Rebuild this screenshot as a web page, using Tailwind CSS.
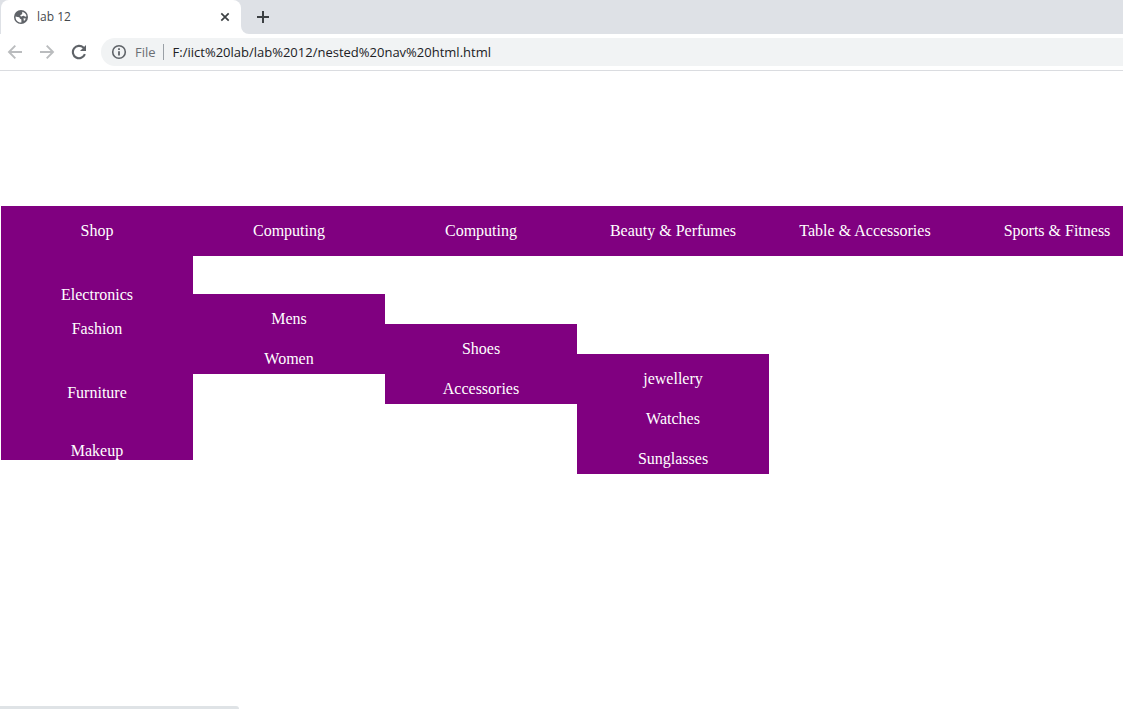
<!DOCTYPE html>
<html lang="en">
<head>
<meta charset="utf-8">
<title>lab 12</title>
<script src="https://cdn.jsdelivr.net/npm/@tailwindcss/browser@4"></script>
</head>
<body class="flex min-h-screen flex-col overflow-x-hidden bg-white font-['Open_Sans','Liberation_Sans',sans-serif]">
  <header class="border-b border-[#dadce0]">
    <div class="flex h-[34px] bg-[#dee1e6] pl-px">
      <div class="flex w-60 items-center rounded-t-lg bg-white pr-2 pl-3">
        <svg class="size-4 shrink-0" viewBox="0 0 16 16" aria-hidden="true">
          <circle cx="8" cy="8" r="7" fill="#5f6368"/>
          <path d="M2.600 7.400c1.500.3 2.700.5 3.600.9c.8.4.3 1.700 1.500 1.800c.9.1.7 1 .7 3.300C5 13.800 2.200 11 2.600 7.400zM9.300 2.700c2.500.6 4 2.600 4.200 4.600c-1 .9-1.700.3-2.300-.3c-.8-.7-1.700.1-2.600.4c-1.100.2-1.700-.7-1-1.400c.5-.5 1.500-.3 1.600-1.200z" fill="#fff"/>
          <path d="M10.500 9.300l2.300.3c-.4 1.300-1.100 2-1.900 2.500z" fill="#fff"/>
        </svg>
        <span class="flex-1 pl-2 text-xs text-[#45494d]">lab 12</span>
        <button type="button" aria-label="Close tab" class="flex size-4 items-center justify-center">
          <svg class="size-4" viewBox="0 0 16 16" fill="none" stroke="#3c4043" stroke-width="1.700"><path d="M4.300 4.300l7.400 7.400M11.700 4.300l-7.400 7.400"/></svg>
        </button>
      </div>
      <div class="flex flex-1 bg-white">
        <div class="flex flex-1 items-center rounded-bl-lg bg-[#dee1e6] pl-3.5">
          <button type="button" aria-label="New tab" class="flex size-4 items-center justify-center">
            <svg class="size-4" viewBox="0 0 16 16" fill="none" stroke="#3c4043" stroke-width="2"><path d="M8 2v12M2 8h12"/></svg>
          </button>
        </div>
      </div>
    </div>
    <div class="flex h-9 items-center bg-white pl-[7px]">
      <div class="flex gap-4">
        <button type="button" aria-label="Back" class="size-4">
          <svg class="size-4" viewBox="0 0 16 16" fill="none" stroke="#babcbe" stroke-width="1.900"><path d="M15 8H2.300M8.300 1.700L2 8l6.300 6.300"/></svg>
        </button>
        <button type="button" aria-label="Forward" class="size-4">
          <svg class="size-4" viewBox="0 0 16 16" fill="none" stroke="#babcbe" stroke-width="1.900"><path d="M1 8h12.700M7.700 1.700L14 8l-6.300 6.300"/></svg>
        </button>
        <button type="button" aria-label="Reload" class="size-4">
          <svg class="size-4" viewBox="0 0 16 16" fill="none"><path d="M13.900 10.200A6.200 6.200 0 1 1 12.400 3.600L13.500 4.800" stroke="#5f6368" stroke-width="2.100"/><path d="M15 1v6H9z" fill="#5f6368"/></svg>
        </button>
      </div>
      <div class="ml-3.5 flex h-7 flex-1 items-center rounded-l-full bg-[#f1f3f4] pl-2.5">
        <svg class="size-4 shrink-0" viewBox="0 0 16 16" fill="none" aria-hidden="true"><circle cx="8" cy="8" r="6.300" stroke="#5f6368" stroke-width="1.600"/><path d="M8 7.200v4.300M8 4.300v1.600" stroke="#5f6368" stroke-width="1.800"/></svg>
        <label for="address" class="ml-2 text-[13px] leading-5 text-[#6b6f74]">File</label>
        <span class="ml-[7px] h-4 w-px bg-[#9aa0a6]"></span>
        <input id="address" type="text" value="F:/iict%20lab/lab%2012/nested%20nav%20html.html" class="ml-[9px] min-w-0 flex-1 bg-transparent text-[13px] leading-5 text-[#202124] outline-none">
      </div>
    </div>
  </header>

  <main class="flex-1 pt-[135px] pl-px font-['Liberation_Serif',serif] text-base text-white">
    <nav aria-label="Shop categories">
      <ul class="flex text-center">
        <li class="w-48 shrink-0">
          <a href="#" class="block bg-[#800080] leading-[50px]">Shop</a>
          <ul class="bg-[#800080] pt-[30px] leading-[18px]">
            <li><a href="#" class="block">Electronics</a></li>
            <li class="pt-4"><a href="#" class="block">Fashion</a></li>
            <li class="pt-[46px]"><a href="#" class="block">Furniture</a></li>
            <li class="pt-10"><a href="#" class="block">Makeup</a></li>
          </ul>
        </li>
        <li class="w-48 shrink-0">
          <a href="#" class="block bg-[#800080] leading-[50px]">Computing</a>
          <ul class="mt-[38px] bg-[#800080] leading-[30px]">
            <li class="pt-2.5"><a href="#" class="block">Mens</a></li>
            <li class="pt-2.5"><a href="#" class="block">Women</a></li>
          </ul>
        </li>
        <li class="w-48 shrink-0">
          <a href="#" class="block bg-[#800080] leading-[50px]">Computing</a>
          <ul class="mt-[68px] bg-[#800080] leading-[30px]">
            <li class="pt-2.5"><a href="#" class="block">Shoes</a></li>
            <li class="pt-2.5"><a href="#" class="block">Accessories</a></li>
          </ul>
        </li>
        <li class="w-48 shrink-0">
          <a href="#" class="block bg-[#800080] leading-[50px]">Beauty &amp; Perfumes</a>
          <ul class="mt-[98px] bg-[#800080] leading-[30px]">
            <li class="pt-2.5"><a href="#" class="block">jewellery</a></li>
            <li class="pt-2.5"><a href="#" class="block">Watches</a></li>
            <li class="pt-2.5"><a href="#" class="block">Sunglasses</a></li>
          </ul>
        </li>
        <li class="w-48 shrink-0">
          <a href="#" class="block bg-[#800080] leading-[50px]">Table &amp; Accessories</a>
        </li>
        <li class="w-48 shrink-0">
          <a href="#" class="block bg-[#800080] leading-[50px]">Sports &amp; Fitness</a>
        </li>
      </ul>
    </nav>
  </main>
  <div class="h-[3px] w-[239px] rounded-tr-[3px] bg-[#dfe3e6]"></div>
</body>
</html>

+---+

> _EXERCISE DESCRIPTION_
Omit every picture, then reproduce the rest of the listing exactly.

> _EXERCISE RESULT_
Rebuild this screenshot as a web page, using Tailwind CSS.
<!DOCTYPE html>
<html lang="en">
<head>
<meta charset="utf-8">
<title>lab 12</title>
<script src="https://cdn.jsdelivr.net/npm/@tailwindcss/browser@4"></script>
</head>
<body class="flex min-h-screen flex-col overflow-x-hidden bg-white font-['Open_Sans','Liberation_Sans',sans-serif]">
  <header class="border-b border-[#dadce0]">
    <div class="flex h-[34px] bg-[#dee1e6] pl-px">
      <div class="flex w-60 items-center rounded-t-lg bg-white pr-2 pl-3">
        <svg class="size-4 shrink-0" viewBox="0 0 16 16" aria-hidden="true">
          <circle cx="8" cy="8" r="7" fill="#5f6368"/>
          <path d="M2.600 7.400c1.500.3 2.700.5 3.600.9c.8.4.3 1.700 1.500 1.800c.9.1.7 1 .7 3.300C5 13.800 2.200 11 2.600 7.400zM9.300 2.700c2.500.6 4 2.600 4.200 4.600c-1 .9-1.700.3-2.300-.3c-.8-.7-1.700.1-2.600.4c-1.100.2-1.700-.7-1-1.400c.5-.5 1.500-.3 1.600-1.200z" fill="#fff"/>
          <path d="M10.500 9.300l2.300.3c-.4 1.300-1.100 2-1.900 2.500z" fill="#fff"/>
        </svg>
        <span class="flex-1 pl-2 text-xs text-[#45494d]">lab 12</span>
        <button type="button" aria-label="Close tab" class="flex size-4 items-center justify-center">
          <svg class="size-4" viewBox="0 0 16 16" fill="none" stroke="#3c4043" stroke-width="1.700"><path d="M4.300 4.300l7.400 7.400M11.700 4.300l-7.400 7.400"/></svg>
        </button>
      </div>
      <div class="flex flex-1 bg-white">
        <div class="flex flex-1 items-center rounded-bl-lg bg-[#dee1e6] pl-3.5">
          <button type="button" aria-label="New tab" class="flex size-4 items-center justify-center">
            <svg class="size-4" viewBox="0 0 16 16" fill="none" stroke="#3c4043" stroke-width="2"><path d="M8 2v12M2 8h12"/></svg>
          </button>
        </div>
      </div>
    </div>
    <div class="flex h-9 items-center bg-white pl-[7px]">
      <div class="flex gap-4">
        <button type="button" aria-label="Back" class="size-4">
          <svg class="size-4" viewBox="0 0 16 16" fill="none" stroke="#babcbe" stroke-width="1.900"><path d="M15 8H2.300M8.300 1.700L2 8l6.300 6.300"/></svg>
        </button>
        <button type="button" aria-label="Forward" class="size-4">
          <svg class="size-4" viewBox="0 0 16 16" fill="none" stroke="#babcbe" stroke-width="1.900"><path d="M1 8h12.700M7.700 1.700L14 8l-6.300 6.300"/></svg>
        </button>
        <button type="button" aria-label="Reload" class="size-4">
          <svg class="size-4" viewBox="0 0 16 16" fill="none"><path d="M13.900 10.200A6.200 6.200 0 1 1 12.400 3.600L13.500 4.800" stroke="#5f6368" stroke-width="2.100"/><path d="M15 1v6H9z" fill="#5f6368"/></svg>
        </button>
      </div>
      <div class="ml-3.5 flex h-7 flex-1 items-center rounded-l-full bg-[#f1f3f4] pl-2.5">
        <svg class="size-4 shrink-0" viewBox="0 0 16 16" fill="none" aria-hidden="true"><circle cx="8" cy="8" r="6.300" stroke="#5f6368" stroke-width="1.600"/><path d="M8 7.200v4.300M8 4.300v1.600" stroke="#5f6368" stroke-width="1.800"/></svg>
        <label for="address" class="ml-2 text-[13px] leading-5 text-[#6b6f74]">File</label>
        <span class="ml-[7px] h-4 w-px bg-[#9aa0a6]"></span>
        <input id="address" type="text" value="F:/iict%20lab/lab%2012/nested%20nav%20html.html" class="ml-[9px] min-w-0 flex-1 bg-transparent text-[13px] leading-5 text-[#202124] outline-none">
      </div>
    </div>
  </header>

  <main class="flex-1 pt-[135px] pl-px font-['Liberation_Serif',serif] text-base text-white">
    <nav aria-label="Shop categories">
      <ul class="flex text-center">
        <li class="w-48 shrink-0">
          <a href="#" class="block bg-[#800080] leading-[50px]">Shop</a>
          <ul class="bg-[#800080] pt-[30px] leading-[18px]">
            <li><a href="#" class="block">Electronics</a></li>
            <li class="pt-4"><a href="#" class="block">Fashion</a></li>
            <li class="pt-[46px]"><a href="#" class="block">Furniture</a></li>
            <li class="pt-10"><a href="#" class="block">Makeup</a></li>
          </ul>
        </li>
        <li class="w-48 shrink-0">
          <a href="#" class="block bg-[#800080] leading-[50px]">Computing</a>
          <ul class="mt-[38px] bg-[#800080] leading-[30px]">
            <li class="pt-2.5"><a href="#" class="block">Mens</a></li>
            <li class="pt-2.5"><a href="#" class="block">Women</a></li>
          </ul>
        </li>
        <li class="w-48 shrink-0">
          <a href="#" class="block bg-[#800080] leading-[50px]">Computing</a>
          <ul class="mt-[68px] bg-[#800080] leading-[30px]">
            <li class="pt-2.5"><a href="#" class="block">Shoes</a></li>
            <li class="pt-2.5"><a href="#" class="block">Accessories</a></li>
          </ul>
        </li>
        <li class="w-48 shrink-0">
          <a href="#" class="block bg-[#800080] leading-[50px]">Beauty &amp; Perfumes</a>
          <ul class="mt-[98px] bg-[#800080] leading-[30px]">
            <li class="pt-2.5"><a href="#" class="block">jewellery</a></li>
            <li class="pt-2.5"><a href="#" class="block">Watches</a></li>
            <li class="pt-2.5"><a href="#" class="block">Sunglasses</a></li>
          </ul>
        </li>
        <li class="w-48 shrink-0">
          <a href="#" class="block bg-[#800080] leading-[50px]">Table &amp; Accessories</a>
        </li>
        <li class="w-48 shrink-0">
          <a href="#" class="block bg-[#800080] leading-[50px]">Sports &amp; Fitness</a>
        </li>
      </ul>
    </nav>
  </main>
  <div class="h-[3px] w-[239px] rounded-tr-[3px] bg-[#dfe3e6]"></div>
</body>
</html>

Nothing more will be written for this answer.